• _PROBLEM_
All lines in the records below from the line with "Write the React" through the line with "import React from" are to be given again exactly, both ends included; the pictures are to be left out.

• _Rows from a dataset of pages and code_
##########

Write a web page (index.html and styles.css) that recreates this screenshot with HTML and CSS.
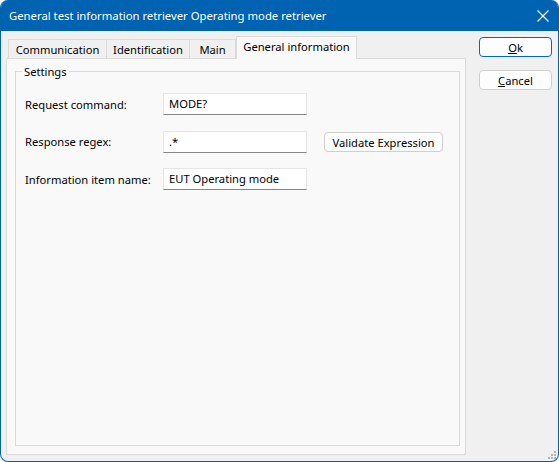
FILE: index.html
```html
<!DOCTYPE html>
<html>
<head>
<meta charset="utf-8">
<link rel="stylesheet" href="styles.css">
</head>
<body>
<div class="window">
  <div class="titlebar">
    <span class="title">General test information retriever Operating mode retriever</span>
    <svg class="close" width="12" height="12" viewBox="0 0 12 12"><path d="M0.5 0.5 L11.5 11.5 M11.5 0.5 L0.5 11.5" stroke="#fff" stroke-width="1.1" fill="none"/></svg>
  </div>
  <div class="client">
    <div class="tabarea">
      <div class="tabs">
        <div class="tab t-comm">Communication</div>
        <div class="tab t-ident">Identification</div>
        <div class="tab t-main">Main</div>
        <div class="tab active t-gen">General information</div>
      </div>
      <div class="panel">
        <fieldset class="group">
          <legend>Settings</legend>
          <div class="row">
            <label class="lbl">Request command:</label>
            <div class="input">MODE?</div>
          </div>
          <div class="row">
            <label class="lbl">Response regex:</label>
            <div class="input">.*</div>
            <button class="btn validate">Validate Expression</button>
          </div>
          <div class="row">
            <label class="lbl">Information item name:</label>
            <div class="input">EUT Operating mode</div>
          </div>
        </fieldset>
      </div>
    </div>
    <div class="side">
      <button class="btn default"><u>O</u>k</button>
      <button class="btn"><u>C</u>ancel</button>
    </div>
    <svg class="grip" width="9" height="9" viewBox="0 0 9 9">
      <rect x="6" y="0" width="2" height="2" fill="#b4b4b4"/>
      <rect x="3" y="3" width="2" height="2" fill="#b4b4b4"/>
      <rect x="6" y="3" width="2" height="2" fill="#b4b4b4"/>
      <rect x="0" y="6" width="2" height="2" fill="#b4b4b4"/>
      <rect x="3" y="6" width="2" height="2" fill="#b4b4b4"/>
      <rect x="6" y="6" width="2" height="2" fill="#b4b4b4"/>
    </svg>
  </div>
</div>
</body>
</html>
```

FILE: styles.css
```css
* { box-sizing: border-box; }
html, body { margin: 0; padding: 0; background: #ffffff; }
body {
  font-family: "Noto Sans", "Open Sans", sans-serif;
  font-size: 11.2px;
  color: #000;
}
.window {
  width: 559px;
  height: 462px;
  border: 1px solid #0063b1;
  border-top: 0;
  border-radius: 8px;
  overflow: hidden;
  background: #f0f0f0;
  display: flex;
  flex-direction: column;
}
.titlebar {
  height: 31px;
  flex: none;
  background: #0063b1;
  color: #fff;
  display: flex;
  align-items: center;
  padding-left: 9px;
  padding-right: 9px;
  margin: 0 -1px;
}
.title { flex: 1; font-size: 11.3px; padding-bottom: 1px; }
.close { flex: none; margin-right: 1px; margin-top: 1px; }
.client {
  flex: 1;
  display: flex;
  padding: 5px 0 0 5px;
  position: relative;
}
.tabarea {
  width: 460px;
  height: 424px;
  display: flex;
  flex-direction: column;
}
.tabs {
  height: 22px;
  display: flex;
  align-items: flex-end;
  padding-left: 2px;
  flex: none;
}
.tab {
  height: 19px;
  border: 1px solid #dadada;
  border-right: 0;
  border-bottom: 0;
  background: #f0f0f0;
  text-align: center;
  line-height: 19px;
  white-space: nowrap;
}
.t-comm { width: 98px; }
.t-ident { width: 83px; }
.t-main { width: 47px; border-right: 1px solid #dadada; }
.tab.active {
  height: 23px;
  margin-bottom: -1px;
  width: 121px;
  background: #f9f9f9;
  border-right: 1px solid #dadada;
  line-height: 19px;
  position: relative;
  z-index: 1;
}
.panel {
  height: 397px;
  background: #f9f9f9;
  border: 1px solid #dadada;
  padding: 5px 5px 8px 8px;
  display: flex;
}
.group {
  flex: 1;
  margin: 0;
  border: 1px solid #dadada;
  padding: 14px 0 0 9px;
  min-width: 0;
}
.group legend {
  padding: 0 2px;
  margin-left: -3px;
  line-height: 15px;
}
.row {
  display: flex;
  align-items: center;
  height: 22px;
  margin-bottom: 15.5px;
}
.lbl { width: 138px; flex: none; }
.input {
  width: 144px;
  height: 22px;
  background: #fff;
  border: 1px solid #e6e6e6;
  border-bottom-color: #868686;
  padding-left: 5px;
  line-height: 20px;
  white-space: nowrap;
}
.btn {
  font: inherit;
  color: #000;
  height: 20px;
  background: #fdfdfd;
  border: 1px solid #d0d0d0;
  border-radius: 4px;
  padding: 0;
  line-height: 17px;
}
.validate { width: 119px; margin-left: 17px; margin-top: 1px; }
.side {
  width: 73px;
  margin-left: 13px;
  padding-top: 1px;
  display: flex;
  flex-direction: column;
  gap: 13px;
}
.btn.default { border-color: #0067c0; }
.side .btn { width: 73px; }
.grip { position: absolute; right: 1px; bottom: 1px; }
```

##########

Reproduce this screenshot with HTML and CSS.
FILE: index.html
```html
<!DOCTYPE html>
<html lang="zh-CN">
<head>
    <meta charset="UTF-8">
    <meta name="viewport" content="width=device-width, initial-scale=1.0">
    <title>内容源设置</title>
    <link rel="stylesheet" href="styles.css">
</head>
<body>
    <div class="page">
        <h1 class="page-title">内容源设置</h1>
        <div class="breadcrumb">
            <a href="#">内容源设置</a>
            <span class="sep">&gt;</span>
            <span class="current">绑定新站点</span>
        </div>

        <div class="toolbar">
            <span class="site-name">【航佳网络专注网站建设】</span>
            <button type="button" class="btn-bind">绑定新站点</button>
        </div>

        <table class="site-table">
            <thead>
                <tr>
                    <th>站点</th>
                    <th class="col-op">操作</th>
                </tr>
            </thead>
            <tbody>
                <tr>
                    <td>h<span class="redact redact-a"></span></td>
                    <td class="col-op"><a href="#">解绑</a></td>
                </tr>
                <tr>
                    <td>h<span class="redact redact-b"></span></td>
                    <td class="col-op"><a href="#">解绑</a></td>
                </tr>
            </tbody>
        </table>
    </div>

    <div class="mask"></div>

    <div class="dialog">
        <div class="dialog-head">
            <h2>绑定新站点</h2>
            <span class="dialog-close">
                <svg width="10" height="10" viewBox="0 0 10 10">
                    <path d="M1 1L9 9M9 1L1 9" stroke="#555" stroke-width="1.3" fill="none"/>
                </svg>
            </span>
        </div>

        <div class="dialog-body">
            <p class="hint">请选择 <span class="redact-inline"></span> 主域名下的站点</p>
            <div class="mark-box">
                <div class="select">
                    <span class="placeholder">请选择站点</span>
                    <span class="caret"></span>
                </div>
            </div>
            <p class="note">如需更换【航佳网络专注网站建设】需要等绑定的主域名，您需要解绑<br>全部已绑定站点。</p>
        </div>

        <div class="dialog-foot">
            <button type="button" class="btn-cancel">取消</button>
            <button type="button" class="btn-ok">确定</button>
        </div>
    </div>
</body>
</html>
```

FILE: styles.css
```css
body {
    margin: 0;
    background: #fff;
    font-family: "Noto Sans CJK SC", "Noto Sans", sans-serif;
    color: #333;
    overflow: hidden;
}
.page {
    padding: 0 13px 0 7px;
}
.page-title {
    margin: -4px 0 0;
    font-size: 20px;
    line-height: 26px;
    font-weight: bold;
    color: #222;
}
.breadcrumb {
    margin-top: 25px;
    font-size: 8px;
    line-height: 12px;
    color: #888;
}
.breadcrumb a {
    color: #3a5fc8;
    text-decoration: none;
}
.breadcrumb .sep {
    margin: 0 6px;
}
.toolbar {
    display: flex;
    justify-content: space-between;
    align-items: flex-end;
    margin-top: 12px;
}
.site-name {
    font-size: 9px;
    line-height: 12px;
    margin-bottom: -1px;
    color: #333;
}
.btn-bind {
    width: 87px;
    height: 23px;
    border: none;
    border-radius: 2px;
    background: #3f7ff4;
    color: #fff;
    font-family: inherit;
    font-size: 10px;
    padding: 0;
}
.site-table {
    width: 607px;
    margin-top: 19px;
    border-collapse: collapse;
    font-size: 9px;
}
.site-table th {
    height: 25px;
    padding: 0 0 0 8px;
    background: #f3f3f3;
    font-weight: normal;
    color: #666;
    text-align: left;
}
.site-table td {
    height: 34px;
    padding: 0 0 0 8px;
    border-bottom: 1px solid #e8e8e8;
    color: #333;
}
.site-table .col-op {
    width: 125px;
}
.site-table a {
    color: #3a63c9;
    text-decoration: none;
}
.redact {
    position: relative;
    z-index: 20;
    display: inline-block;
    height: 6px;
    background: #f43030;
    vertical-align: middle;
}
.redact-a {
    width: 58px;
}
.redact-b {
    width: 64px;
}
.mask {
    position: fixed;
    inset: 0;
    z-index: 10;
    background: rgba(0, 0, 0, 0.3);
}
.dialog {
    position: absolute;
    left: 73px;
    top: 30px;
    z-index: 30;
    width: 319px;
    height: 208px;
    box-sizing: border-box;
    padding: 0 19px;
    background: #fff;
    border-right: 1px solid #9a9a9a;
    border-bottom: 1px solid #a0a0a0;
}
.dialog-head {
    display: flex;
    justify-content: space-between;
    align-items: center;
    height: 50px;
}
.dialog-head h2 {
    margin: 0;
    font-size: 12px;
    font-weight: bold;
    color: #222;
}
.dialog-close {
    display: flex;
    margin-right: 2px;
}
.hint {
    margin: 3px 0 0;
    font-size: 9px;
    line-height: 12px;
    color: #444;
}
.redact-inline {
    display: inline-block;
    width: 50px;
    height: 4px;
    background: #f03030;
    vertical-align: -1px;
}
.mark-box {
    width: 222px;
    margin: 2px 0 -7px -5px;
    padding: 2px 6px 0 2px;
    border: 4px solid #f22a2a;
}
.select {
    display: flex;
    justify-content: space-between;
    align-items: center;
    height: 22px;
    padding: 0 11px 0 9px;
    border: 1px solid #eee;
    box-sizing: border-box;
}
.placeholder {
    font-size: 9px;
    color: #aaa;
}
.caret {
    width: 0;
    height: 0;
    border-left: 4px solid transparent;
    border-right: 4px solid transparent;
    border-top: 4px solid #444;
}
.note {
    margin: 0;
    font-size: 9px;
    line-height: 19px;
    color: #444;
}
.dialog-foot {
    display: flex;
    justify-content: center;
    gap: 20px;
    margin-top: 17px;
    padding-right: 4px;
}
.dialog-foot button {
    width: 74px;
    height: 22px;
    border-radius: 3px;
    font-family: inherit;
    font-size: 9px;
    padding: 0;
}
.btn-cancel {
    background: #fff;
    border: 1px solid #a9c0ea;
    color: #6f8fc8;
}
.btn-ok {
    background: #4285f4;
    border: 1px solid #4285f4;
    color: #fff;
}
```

##########

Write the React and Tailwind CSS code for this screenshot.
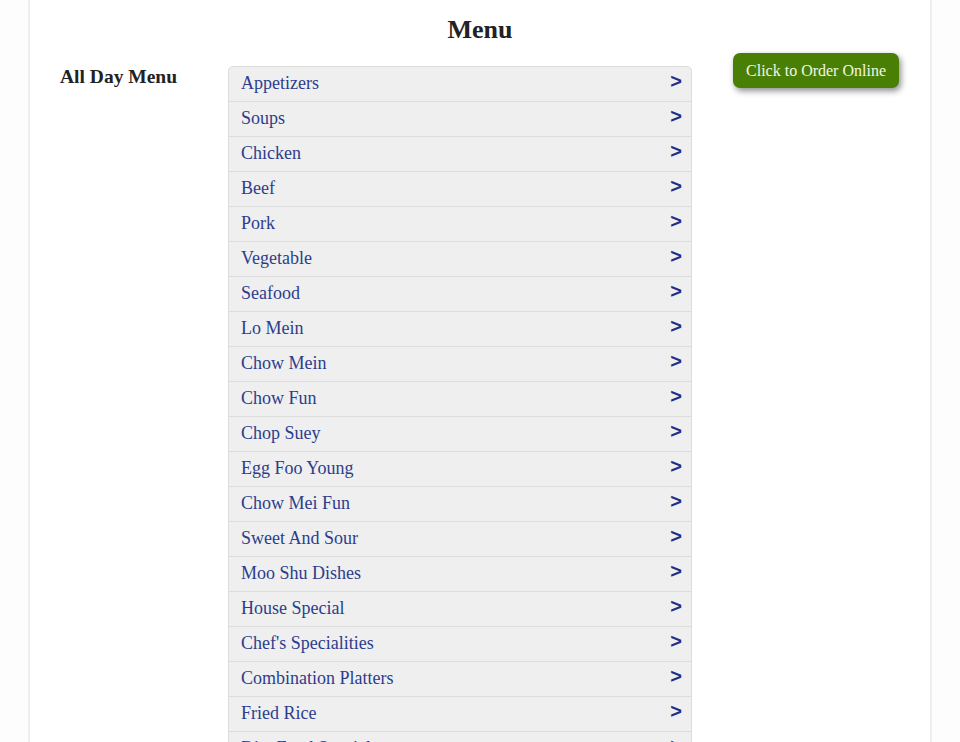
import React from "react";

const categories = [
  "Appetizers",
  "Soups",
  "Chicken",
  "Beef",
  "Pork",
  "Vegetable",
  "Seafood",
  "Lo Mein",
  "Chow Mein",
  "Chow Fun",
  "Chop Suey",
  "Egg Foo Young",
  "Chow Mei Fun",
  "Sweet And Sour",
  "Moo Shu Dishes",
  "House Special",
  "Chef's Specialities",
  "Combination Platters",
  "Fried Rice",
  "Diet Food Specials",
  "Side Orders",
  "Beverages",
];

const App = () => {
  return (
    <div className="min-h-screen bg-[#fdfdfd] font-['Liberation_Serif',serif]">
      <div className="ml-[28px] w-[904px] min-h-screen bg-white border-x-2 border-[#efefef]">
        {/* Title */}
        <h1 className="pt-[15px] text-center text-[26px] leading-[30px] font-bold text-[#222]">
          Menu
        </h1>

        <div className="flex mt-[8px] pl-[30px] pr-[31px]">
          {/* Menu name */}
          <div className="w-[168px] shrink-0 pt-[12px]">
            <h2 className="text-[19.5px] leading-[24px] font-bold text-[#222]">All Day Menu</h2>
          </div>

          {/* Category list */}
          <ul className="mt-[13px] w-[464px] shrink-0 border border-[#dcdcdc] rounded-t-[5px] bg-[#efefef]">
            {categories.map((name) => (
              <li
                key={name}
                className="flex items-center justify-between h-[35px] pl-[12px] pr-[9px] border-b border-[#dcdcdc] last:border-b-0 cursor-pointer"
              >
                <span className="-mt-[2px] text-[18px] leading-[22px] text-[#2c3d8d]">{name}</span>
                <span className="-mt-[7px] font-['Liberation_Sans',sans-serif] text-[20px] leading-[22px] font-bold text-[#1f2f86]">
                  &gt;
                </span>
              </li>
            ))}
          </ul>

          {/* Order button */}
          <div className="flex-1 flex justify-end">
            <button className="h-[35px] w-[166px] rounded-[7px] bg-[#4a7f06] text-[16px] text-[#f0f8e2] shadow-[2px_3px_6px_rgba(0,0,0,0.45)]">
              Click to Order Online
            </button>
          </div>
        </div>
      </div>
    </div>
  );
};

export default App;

##########

• _SOLUTION TO THIS PROBLEM_
Write the React and Tailwind CSS code for this screenshot.
import React from "react";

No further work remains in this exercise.